The methods that revolve around inkjet printing originate from an older form of dot-matrix printers, in which several dozen needles are used to transfer ink onto paper and create letters and numbers using a series of dots.
Modern inkjets differ than the traditional dot printing in that rather than utilizing needles, hundreds of small guns are incorporated into the inkjet printer to shoot out dots of ink rather than pricking with needles. Unlike with dot-matrix printers, the dots of inkjet printers are so minuscule they cannot be easily noticed and blend seamlessly to the naked
eye. Depending on the type of printer, the ink is fired using various methods. With a Canon printer, the ink is heated to a temperature that causes the ink to fire in the shape of bubbles that adhere to the paper as opposed to the Epson printer, which uses electronic circuits. Electric currents inside the printer make tiny nearly microscopic crystals fire out ink by moving side to side. Although these both sound like fairly slow processes, shooting out millions of ink dots takes more than a few seconds at a time, which is why printers are known for shelling out our printed papers at a reasonably fast rate.
How does a printer know how to create the shapes of the letters and numbers you need?
Your own computer is the brain behind how your papers get printed out – which is why if you disconnect your computer from your printer, it will immediately stop working.

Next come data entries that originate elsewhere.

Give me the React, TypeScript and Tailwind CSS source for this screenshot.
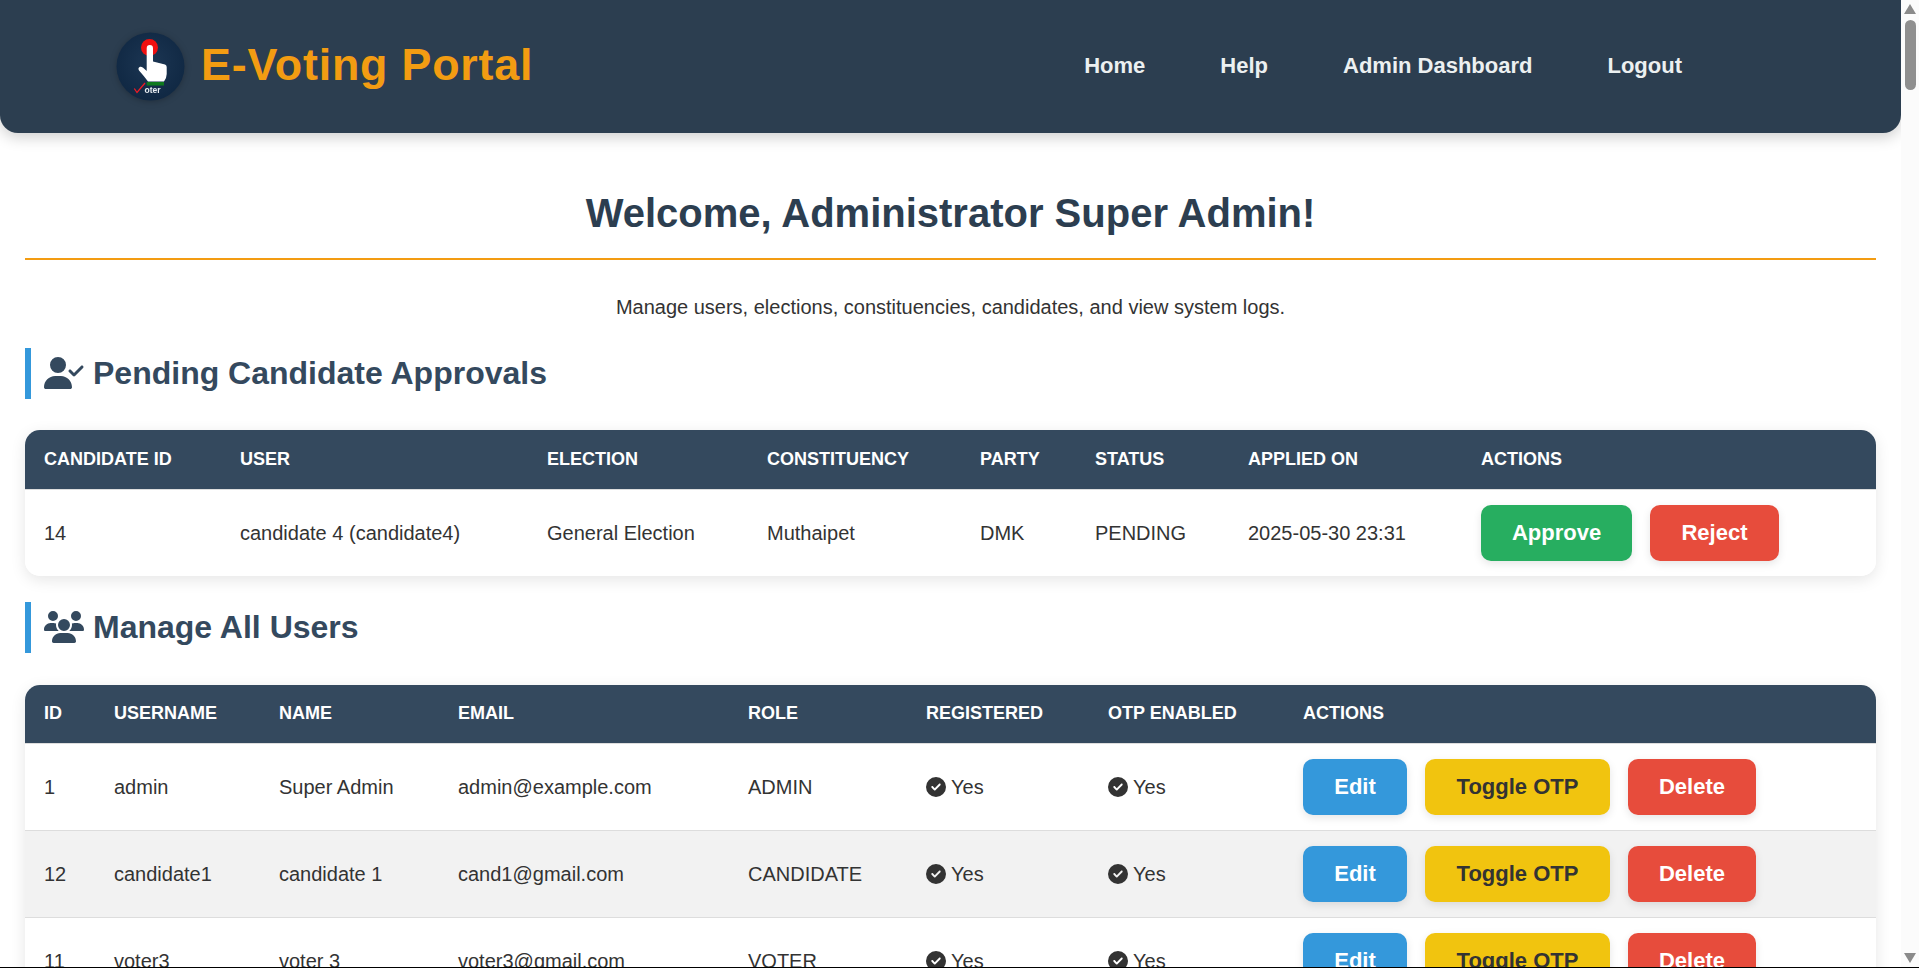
import React from "react";
import { FaUserCheck, FaUsers, FaCircleCheck } from "react-icons/fa6";

function Logo() {
  return (
    <svg viewBox="0 0 69 69" className="w-[69px] h-[69px] shrink-0 drop-shadow-[0_1px_3px_rgba(0,0,0,0.25)]">
      <defs>
        <radialGradient id="lg" cx="50%" cy="45%" r="60%">
          <stop offset="0%" stopColor="#1c3653" />
          <stop offset="100%" stopColor="#0f2742" />
        </radialGradient>
      </defs>
      <circle cx="34.5" cy="34.5" r="34" fill="url(#lg)" />
      <circle cx="33.5" cy="15.5" r="8.5" fill="#f01010" />
      <path
        d="M30.700 16.200a3.150 3.150 0 0 1 6.300 0V29.500L49 32.500Q50.700 33 50.700 35V42Q50.700 46 48 49.500H32Q28 44 23 38.500Q21.500 36 24 34.800Q26 34 30.700 39Z"
        fill="#ffffff"
      />
      <rect x="30.700" y="50" width="17.300" height="3.500" fill="#0f7a1e" />
      <path d="M18.300 56.500l2.700 4 8-9.500" fill="none" stroke="#ee1c25" strokeWidth="1.300" />
      <text x="28.500" y="61" fontSize="8.5" fontWeight="700" fill="#e8edf2" fontFamily="'Liberation Sans', sans-serif">oter</text>
    </svg>
  );
}

function Btn({ className, children }: { className: string; children: React.ReactNode }) {
  return (
    <button className={`h-[56px] rounded-[10px] text-[22px] font-bold shadow-[0_3px_8px_rgba(0,0,0,0.1)] ${className}`}>
      {children}
    </button>
  );
}

function Yes() {
  return (
    <span className="flex items-center gap-[5px]">
      <FaCircleCheck className="w-[20px] h-[20px] text-[#333333]" />
      Yes
    </span>
  );
}

function Heading({ icon, children }: { icon: React.ReactNode; children: React.ReactNode }) {
  return (
    <h2 className="flex items-center h-[51px] border-l-[6px] border-[#3498db] pl-[13px] pb-[2px] gap-[9px] text-[32px] font-bold text-[#34495e]">
      {icon}
      {children}
    </h2>
  );
}

const th = "px-[19px] text-left font-bold text-[18px] uppercase text-white align-middle";
const td = "px-[19px] align-middle";

const users = [
  ["1", "admin", "Super Admin", "admin@example.com", "ADMIN"],
  ["12", "candidate1", "candidate 1", "cand1@gmail.com", "CANDIDATE"],
  ["11", "voter3", "voter 3", "voter3@gmail.com", "VOTER"],
];

export default function App() {
  return (
    <div className="flex h-screen w-full overflow-hidden bg-white border-b border-black text-[20px] text-[#333333] font-['Liberation_Sans',Arial,sans-serif]">
      <main className="flex-1 min-w-0 overflow-hidden">
        <header className="h-[133px] flex items-center bg-[#2c3e50] rounded-b-[18px] shadow-[0_4px_15px_rgba(0,0,0,0.2)] pl-[116px]">
          <Logo />
          <span className="ml-[16px] pb-[3px] text-[44.8px] font-bold tracking-[0.8px] text-[#f39c12]">E-Voting Portal</span>
          <nav className="ml-auto mr-[219px] pb-[2px] flex gap-[75px] text-[22px] font-bold text-[#ecf0f1]">
            <a>Home</a>
            <a>Help</a>
            <a>Admin Dashboard</a>
            <a>Logout</a>
          </nav>
        </header>

        <div className="px-[25px]">
          <h1 className="mt-[57px] pb-[22px] border-b-2 border-[#f39c12] text-center text-[40px] leading-[46px] font-bold text-[#2c3e50]">
            Welcome, Administrator Super Admin!
          </h1>
          <p className="mt-[35px] text-center leading-[24px]">
            Manage users, elections, constituencies, candidates, and view system logs.
          </p>

          <div className="mt-[29px]">
            <Heading icon={<FaUserCheck className="w-[40px] h-[32px]" />}>Pending Candidate Approvals</Heading>
          </div>

          <div className="mt-[31px] rounded-[15px] overflow-hidden shadow-[0_4px_15px_rgba(0,0,0,0.1)]">
            <table className="w-full table-fixed border-collapse">
              <colgroup>
                <col className="w-[196px]" />
                <col className="w-[307px]" />
                <col className="w-[220px]" />
                <col className="w-[213px]" />
                <col className="w-[115px]" />
                <col className="w-[153px]" />
                <col className="w-[233px]" />
                <col />
              </colgroup>
              <thead>
                <tr className="h-[59px] bg-[#34495e] border-b border-[#dddddd]">
                  {["Candidate ID", "User", "Election", "Constituency", "Party", "Status", "Applied On", "Actions"].map((h) => (
                    <th key={h} className={th}>{h}</th>
                  ))}
                </tr>
              </thead>
              <tbody>
                <tr className="h-[87px] bg-white">
                  <td className={td}>14</td>
                  <td className={td}>candidate 4 (candidate4)</td>
                  <td className={td}>General Election</td>
                  <td className={td}>Muthaipet</td>
                  <td className={td}>DMK</td>
                  <td className={td}>PENDING</td>
                  <td className={td}>2025-05-30 23:31</td>
                  <td className={td}>
                    <div className="flex gap-[18px]">
                      <Btn className="w-[151px] bg-[#27ae60] text-white">Approve</Btn>
                      <Btn className="w-[129px] bg-[#e74c3c] text-white">Reject</Btn>
                    </div>
                  </td>
                </tr>
              </tbody>
            </table>
          </div>

          <div className="mt-[26px]">
            <Heading icon={<FaUsers className="w-[40px] h-[32px]" />}>Manage All Users</Heading>
          </div>

          <div className="mt-[32px] rounded-t-[15px] overflow-hidden shadow-[0_4px_15px_rgba(0,0,0,0.1)]">
            <table className="w-full table-fixed border-collapse">
              <colgroup>
                <col className="w-[70px]" />
                <col className="w-[165px]" />
                <col className="w-[179px]" />
                <col className="w-[290px]" />
                <col className="w-[178px]" />
                <col className="w-[182px]" />
                <col className="w-[195px]" />
                <col />
              </colgroup>
              <thead>
                <tr className="h-[58px] bg-[#34495e] border-b border-[#dddddd]">
                  {["ID", "Username", "Name", "Email", "Role", "Registered", "OTP Enabled", "Actions"].map((h) => (
                    <th key={h} className={th}>{h}</th>
                  ))}
                </tr>
              </thead>
              <tbody>
                {users.map((u, i) => (
                  <tr key={u[0]} className={`h-[87px] border-b border-[#dddddd] ${i === 1 ? "bg-[#f2f2f2]" : "bg-white"}`}>
                    {u.map((c, j) => (
                      <td key={j} className={td}>{c}</td>
                    ))}
                    <td className={td}><Yes /></td>
                    <td className={td}><Yes /></td>
                    <td className={td}>
                      <div className="flex gap-[18px]">
                        <Btn className="w-[104px] bg-[#3498db] text-white">Edit</Btn>
                        <Btn className="w-[185px] bg-[#f1c40f] text-[#333333]">Toggle OTP</Btn>
                        <Btn className="w-[128px] bg-[#e74c3c] text-white">Delete</Btn>
                      </div>
                    </td>
                  </tr>
                ))}
              </tbody>
            </table>
          </div>
        </div>
      </main>

      <aside className="w-[18px] shrink-0 flex flex-col items-center bg-[#fbfbfb]">
        <svg viewBox="0 0 12 10" className="mt-[4px] w-[12px] h-[10px] shrink-0 fill-[#8a8a8a]"><path d="M6 0l6 10H0z" /></svg>
        <div className="mt-[6px] w-[11px] h-[70px] rounded-full bg-[#8f8f8f]" />
        <svg viewBox="0 0 12 10" className="mt-auto mb-[4px] w-[12px] h-[10px] shrink-0 fill-[#8a8a8a]"><path d="M0 0h12L6 10z" /></svg>
      </aside>
    </div>
  );
}
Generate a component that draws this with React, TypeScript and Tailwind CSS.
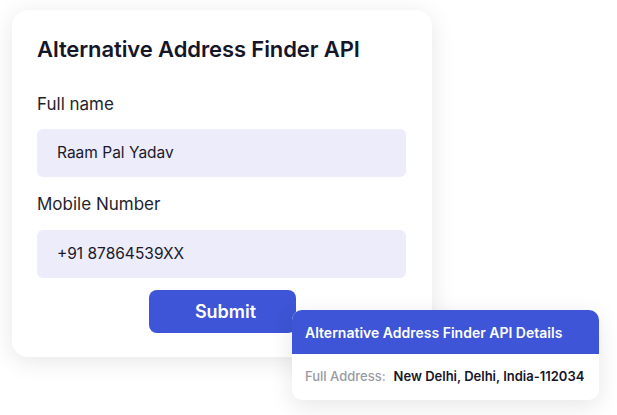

Your computer sends signals to your printer telling it which specific shapes it needs to print out, and the printer subsequently moves its nozzles in a position that will allow it to create the necessary shapes. An inkjet printer is comprised of hundreds of thousands of nozzles with roughly one hundred being needed to create a single letter, number ect. Once the printer receives command from the computer, it activates the tiny nozzles which are being heated up by the printer resistor, which warms up the ink to a boil – the boiled ink is the key to creating both text and images with an inkjet printer; as the ink boils it bubbles and undergoes multiple mini explosions which then transfers the required ink to a specific dot on your printer paper. This entire process occurs at an astronomically fast rate as the ink cartridge, guided by the computer scans back and forth between the sheet of paper depositing ink as it goes.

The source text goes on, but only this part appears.